The completed building was severely criticized for inadequately referencing its memorial purpose. Thorpe, quoted above, wrote that

As the building progressed it became more and more apparent that its chief promotors [sic] sought more a public edifice than a soldiers’ memorial, and the sequel abundantly proved it. No provision whatever was made for an assembling place or headquarters for the veterans, and for some three years after its completion the latter body was required to pay rent for holding its meetings in it.

When constructed, the front of the building featured the words “1886 Memorial Hall.” Thorpe felt that

To the stranger such is an indefinite inscription. So many memorial structures are erected from other than patriotic motives in this day, that the lack of specific statement, either by word or device, makes this pile valueless as an object lesson. Furthermore, even within its doors no emblem to denote its character is seen until a small marble tablet, six feet by three, set in the vestibule on the second floor is pointed out as containing the names of those who died in service during the Rebellion.

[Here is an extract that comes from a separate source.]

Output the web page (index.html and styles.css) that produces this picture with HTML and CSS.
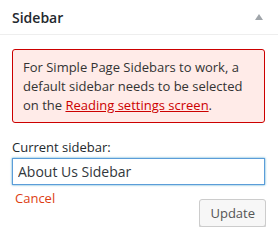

The veterans persisted in their efforts to erect a monument, and one was finally dedicated in 1905. Memorial Town Hall has continued in use, but has a completely different appearance from what was built in 1886. It was an eclectic Renaissance Revival/Neoclassical structure, designed by local builder-architect Solomon Fowler Linsley (1830-1901). With brick provided by I. L. Stiles & Son, a local company, it showcased the thriving brick industry of North Haven, which was then at its peak. The building’s current Colonial Revival look dates to a 1949 renovation. Memorial Town Hall also housed the Bradley Library, which became the North Haven Memorial Library in 1907 and moved to its own building in 1938.